Universities had become part of the “one dimensional society” (Marcuse), they had the potential to devastatingly criticize and overturn in favor of richly educated, highly cultured, autonomous citizens. Increasingly, the humanities and liberal arts were eclipsed by science, chemistry, mathematics, agriculture, geology, engineering, marketing, business, accounting, advertising, and other fields including sports. The economic rationale to increase university profits and functional purpose of producing individuals trained for science, technology, and business had the ideological bonus of homogenizing thought and stifling critical thinking. And under conditions of economic recession such as began to devastate global markets in 2008, universities have to tighten budgets and reduce or eliminate “superfluous” knowledges. Simultaneously, students increasingly turn toward practical realities of careers and economic survival and forego the “luxury” of studying literature, philosophy, or art, fields that regardless are grossly underfunded as they occupy the bottom rung of budgetary priorities. As the 2008–2009 crisis worsened, plunging much of the globe into recession and depression, worried students fall in line with corporate academic policies that reduce or eliminate “superfluous” humanities requirements in order to peddle degrees in marketable careers.

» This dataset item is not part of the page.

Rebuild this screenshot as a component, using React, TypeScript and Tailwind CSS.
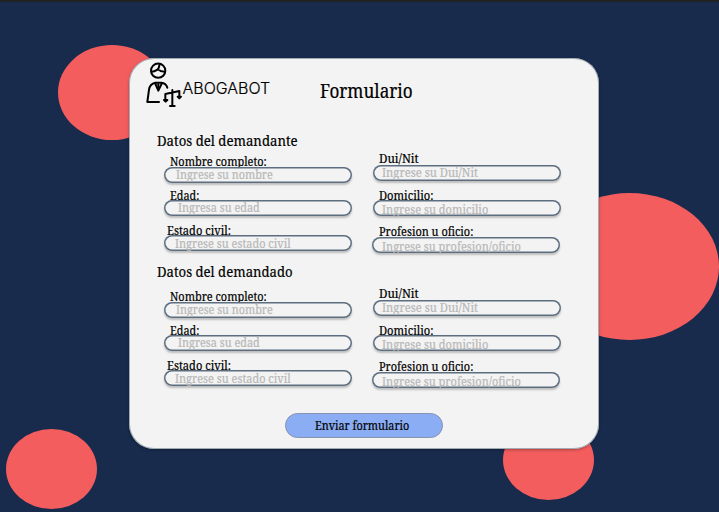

Partly due to economic constraints and partly because of the growing hegemony of technoscience, it is hard to miss the implosion between universities and vocational schools that eliminate liberal arts requirements and do little more than job training and indoctrinating students with capitalist values of competition, individualism, materialism, greed, and so on. Vocational schools such as Phoenix University are themselves corporate behemoths with branches spread throughout the US like fast-food chains. Indeed, on the neoliberal-consumerist model of education, knowledge is nothing but information to be consumed as quickly as possible, a sugary pabulum as injurious to the health of the mind as Whoppers and Big Macs are to the life of the body. In a society organized around work, productivity, and maximal exploitation of labor, no one has time for a satisfying meal let alone a genuine education, and the “slow food” movement ought to be linked to a drive toward a “slow education” that allows students the time and leisure to think and mature as human beings in pursuit of autonomy rather than in the service of capital.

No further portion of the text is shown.